While all this data needs to be processed for our analysis, there are certain simplifications that can reduce the amount of data needed to draw meaningful conclusions. For example, out of approximately 885,000 unique IP addresses found over the study period, less than 4% of the addresses had any change to their description. Additionally, less than one tenth of one percent of records had a change to the reliability or risk rating of an address. We can use this relative stability of records to responsibly prune the number of records we track. The raw number of records is roughly 250,000 times 24 hours times 92 days, or 552 million rows. But by choosing our smallest unit of analysis to be a day, we can smooth out any gaps in our hourly collection, and reduce our record count to about 20 million.

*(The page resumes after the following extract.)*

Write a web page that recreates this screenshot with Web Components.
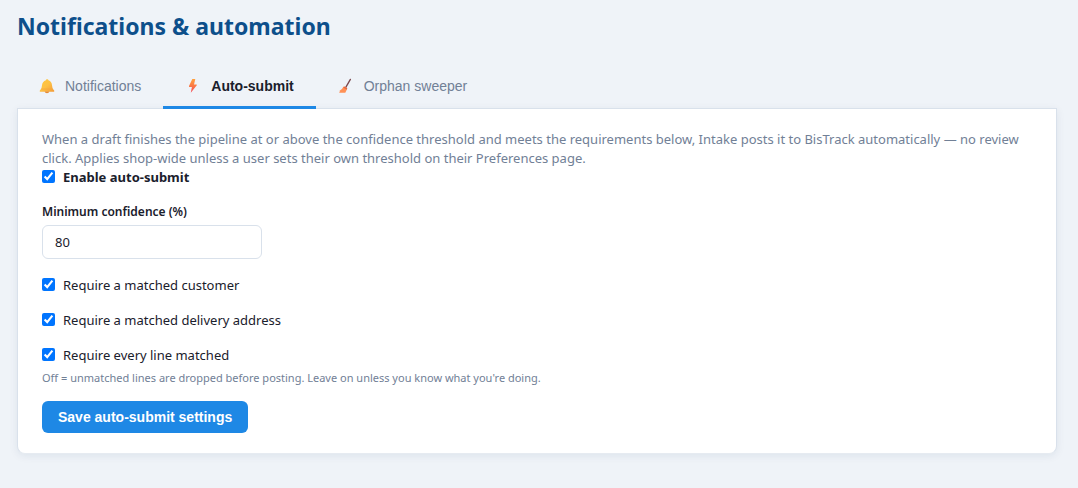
<!DOCTYPE html>
<html lang="en">
<head>
<meta charset="utf-8">
<title>Notifications &amp; automation</title>
<style>
  :root {
    --page: #eff3f8; --ink: #1a202c; --muted: #718096; --line: #d9e1eb;
    --brand: #0d4f8b; --accent: #1e88e5;
    --text-font: "Noto Sans", "Open Sans", sans-serif;
    --ui-font: "Liberation Sans", Arial, sans-serif;
  }
  body { margin: 0; background: var(--page); color: var(--ink); font: 13px/19px var(--text-font); }
</style>
</head>
<body>
<settings-page></settings-page>

<template id="settings-page">
  <style>
    :host { display: block; padding: 8px 21px 32px 17px; }
    h1 { margin: 0 0 28px; font-size: 23px; line-height: 36px; font-weight: 700; color: var(--brand); }
    nav { display: flex; }
    p { margin: 0; color: var(--muted); }
    small { display: block; font-size: 11px; line-height: 16px; color: var(--muted); }
    .checks { display: grid; gap: 16px; margin: 17px 0 5px; }
  </style>
  <h1>Notifications &amp; automation</h1>
  <nav role="tablist" aria-label="Settings sections">
    <settings-tab>
      <svg slot="icon" width="20" height="20" viewBox="0 0 20 20">
        <defs><linearGradient id="bell" x1="0" x2="1" y1="0" y2="1"><stop offset="0" stop-color="#ffc83d"/><stop offset=".5" stop-color="#fdc044"/><stop offset="1" stop-color="#f29a38"/></linearGradient></defs>
        <path d="M8.900 4.200C8.900 2.800 11.400 2.800 11.400 4.200 13.900 5 14.800 6.800 15 9.300l.6 3.300 1.600 1.900v1.300H2.800v-1.300L4.400 12.600 5 9.300C5.300 6.800 6.400 5 8.900 4.200Z" fill="url(#bell)"/>
        <path d="M7.800 15.500h4.400c0 2.200-4.400 2.200-4.400 0Z" fill="#e58a35"/><path d="M4.300 13 15.800 13" stroke="#f6a63d" stroke-width=".8"/>
      </svg>Notifications
    </settings-tab>
    <settings-tab selected>
      <svg slot="icon" width="20" height="20" viewBox="0 0 20 20">
        <defs><linearGradient id="bolt" x1="0" x2="0" y1="0" y2="1"><stop offset="0" stop-color="#ffa13d"/><stop offset=".5" stop-color="#fa7845"/><stop offset="1" stop-color="#f4475a"/></linearGradient></defs>
        <path d="M9.300 3 6 10q-.3.900.5.900H8.900L7.800 16.800 13.800 9.300q.4-.9-.5-.9H11L12.300 3Z" fill="url(#bolt)"/>
      </svg>Auto-submit
    </settings-tab>
    <settings-tab>
      <svg slot="icon" width="20" height="20" viewBox="0 0 20 20">
        <path d="M14.300 3.500 9.700 11.500" stroke="#7b4a50" stroke-width="1.500" stroke-linecap="round"/>
        <path d="M7.600 10.400q3 .2 3.500 2.700L9.300 16.700H3l1.200-1.400H3q3-1.500 4.600-4.900Z" fill="#ff9156"/>
        <path d="m8.200 10.400 3.100 1.900-.5 1.200L7.400 11.700Z" fill="#e9663f"/>
      </svg>Orphan sweeper
    </settings-tab>
  </nav>
  <settings-card>
    <p>When a draft finishes the pipeline at or above the confidence threshold and meets the requirements below, Intake posts it to BisTrack automatically — no review click. Applies shop-wide unless a user sets their own threshold on their Preferences page.</p>
    <check-option strong>Enable auto-submit</check-option>
    <number-field value="80">Minimum confidence (%)</number-field>
    <div class="checks">
      <check-option>Require a matched customer</check-option>
      <check-option>Require a matched delivery address</check-option>
      <check-option>Require every line matched</check-option>
    </div>
    <small>Off = unmatched lines are dropped before posting. Leave on unless you know what you're doing.</small>
    <action-button>Save auto-submit settings</action-button>
  </settings-card>
</template>

<template id="settings-tab">
  <style>
    :host { display: block; position: relative; }
    button { display: flex; align-items: center; gap: 8px; height: 37px; padding: 0 22px 6px 20px; border: 0; border-bottom: 3px solid transparent; box-sizing: border-box; background: none; color: var(--muted); font: 14px/20px var(--ui-font); white-space: nowrap; }
    :host([selected]) button { border-color: var(--accent); color: var(--ink); font-weight: 700; }
  </style>
  <button type="button" role="tab"><slot name="icon"></slot><span><slot></slot></span></button>
</template>

<template id="settings-card">
  <style>
    :host { display: block; margin-top: -1px; padding: 21px 24px 20px; background: #fff; border: 1px solid var(--line); border-bottom-color: #e6ebf1; border-radius: 0 0 8px 8px; box-shadow: 0 2px 8px rgba(15, 50, 90, .08); }
  </style>
  <slot></slot>
</template>

<template id="check-option">
  <style>
    :host { display: block; }
    label { display: flex; align-items: center; gap: 8px; }
    input { width: 13px; height: 13px; margin: 0 0 2px; accent-color: #0075ff; }
    :host([strong]) { font-weight: 700; }
  </style>
  <label><input type="checkbox" checked><span><slot></slot></span></label>
</template>

<template id="number-field">
  <style>
    :host { display: block; margin-top: 15px; }
    label { display: block; margin-bottom: 4px; font-size: 12px; font-weight: 600; }
    input { display: block; box-sizing: border-box; width: 220px; max-width: 100%; height: 34px; padding: 0 12px; border: 1px solid var(--line); border-radius: 6px; background: #fff; color: var(--ink); font: 13px/19px var(--text-font); }
  </style>
  <label for="value"><slot></slot></label>
  <input id="value" type="text" inputmode="numeric">
</template>

<template id="action-button">
  <style>
    :host { display: block; margin-top: 15px; }
    button { display: block; height: 32px; padding: 0 16px; border: 0; border-radius: 6px; background: var(--accent); color: #fff; font: 700 14px/20px var(--ui-font); }
  </style>
  <button type="button"><slot></slot></button>
</template>

<script>
  class TemplateElement extends HTMLElement {
    constructor() {
      super();
      const template = document.getElementById(this.localName);
      this.attachShadow({ mode: "open" }).append(template.content.cloneNode(true));
    }
  }
  class SettingsTab extends TemplateElement {
    connectedCallback() {
      this.shadowRoot.querySelector("button").setAttribute("aria-selected", this.hasAttribute("selected"));
    }
  }
  class NumberField extends TemplateElement {
    connectedCallback() {
      this.shadowRoot.querySelector("input").value = this.getAttribute("value");
    }
  }
  customElements.define("settings-tab", SettingsTab);
  customElements.define("number-field", NumberField);
  for (const name of ["settings-card", "check-option", "action-button", "settings-page"]) {
    customElements.define(name, class extends TemplateElement {});
  }
</script>
</body>
</html>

For all the wonderful features of open source R, there are some tasks it is not well suited for. When dealing with millions of records, a relational database is an ideal tool for managing and aggregating records. Here is a brief overview of the foundational scripts used to make the primary dataset for our study. The bash script running hourly in cron is below:
YMDHM=`date +%Y%m%d%H%M`
cd /data/avrep
# move previous version file
mv reputation.rev reputation.prev
# get current version file
wget https://reputation.alienvault.com/reputation.rev
UPDATE=`diff reputation.prev reputation.rev | wc -l`
# if version files do not match, download reputation file
if [ $UPDATE -gt 0 ]; then
echo get
wget -O avrep${YMDHM}.data https://reputation.alienvault.com/reputation.data
bzip2 avrep${YMDHM}.data
fi
Here is the table definition script for MariaDB:
DROP TABLE IF EXISTS avip;
CREATE TABLE avip (
iind INT UNSIGNED NOT NULL AUTO_INCREMENT,
ip INT UNSIGNED NOT NULL,
type VARCHAR(50),
cc VARCHAR(2),
city VARCHAR(30),
latlon VARCHAR(30),
PRIMARY KEY (iind),
UNIQUE INDEX avip_ind (ip, type, cc, city, latlon)
);
DROP TABLE IF EXISTS avtrack;
CREATE TABLE avtrack (
d DATE NOT NULL,
iind INT UNSIGNED NOT NULL,
risk TINYINT UNSIGNED,
rel TINYINT UNSIGNED,
minrisk TINYINT UNSIGNED,
minrel TINYINT UNSIGNED,
maxrisk TINYINT UNSIGNED,
maxrel TINYINT UNSIGNED,
PRIMARY KEY (d, iind)
);
Here is the bash script for loading the files into a database:
ls avrep*.data.bz2 > avrep.lst
while read line
do
bzcat $line > avrep_tmp.data
DATESTR=`echo ${line} | cut -c11-18`
sed -e "s/<DAY>/${DATESTR}/g" avtrack.mysql.template > avtrack.mysql
mysql avrep -u aaa --password=bbb < avtrack.mysql
done < avrep.lst
Here is the processing script called for each AlienVault download:
DROP TABLE IF EXISTS avrep;
CREATE TABLE avrep (
ip VARCHAR(20),
risk TINYINT UNSIGNED,
rel TINYINT UNSIGNED,
type VARCHAR(50),
cc VARCHAR(2),
city VARCHAR(30),
latlon VARCHAR(30),
x VARCHAR(10)
);
LOAD DATA LOCAL INFILE '/data/avrep_tmp.data' INTO TABLE avrep
FIELDS TERMINATED BY '#';
SHOW WARNINGS;
INSERT IGNORE INTO avip
SELECT NULL, INET_ATON(ip), type, cc, city, latlon
FROM avrep;
SET @day = '<DAY>';
INSERT INTO avtrack
SELECT @day AS d,
(SELECT iind FROM avip WHERE INET_ATON(avrep.ip)=avip.ip AND
avrep.type=avip.type AND avrep.cc=avip.cc AND
avrep.city=avip.city AND avrep.latlon=avip.latlon),
risk, rel, risk, rel, risk, rel
FROM avrep
ON DUPLICATE KEY UPDATE
avtrack.risk=avrep.risk, avtrack.rel=avrep.rel,
avtrack.minrisk=IF(avrep.risk<avtrack.minrisk, avrep.risk, avtrack.minrisk),
avtrack.minrel=IF(avrep.rel<avtrack.minrel, avrep.rel, avtrack.minrel),
avtrack.maxrisk=IF(avrep.risk>avtrack.maxrisk, avrep.risk, avtrack.maxrisk),
avtrack.maxrel=IF(avrep.rel>avtrack.maxrel, avrep.rel, avtrack.maxrel);
With these scripts, we can collect AlienVault downloads and load them into two tables, avip and avtrack. In our next installment, we’ll start looking at the data we have aggregated. With a dataset covering a time period, in contrast to a single fixed-time sample, we can look at changes over time.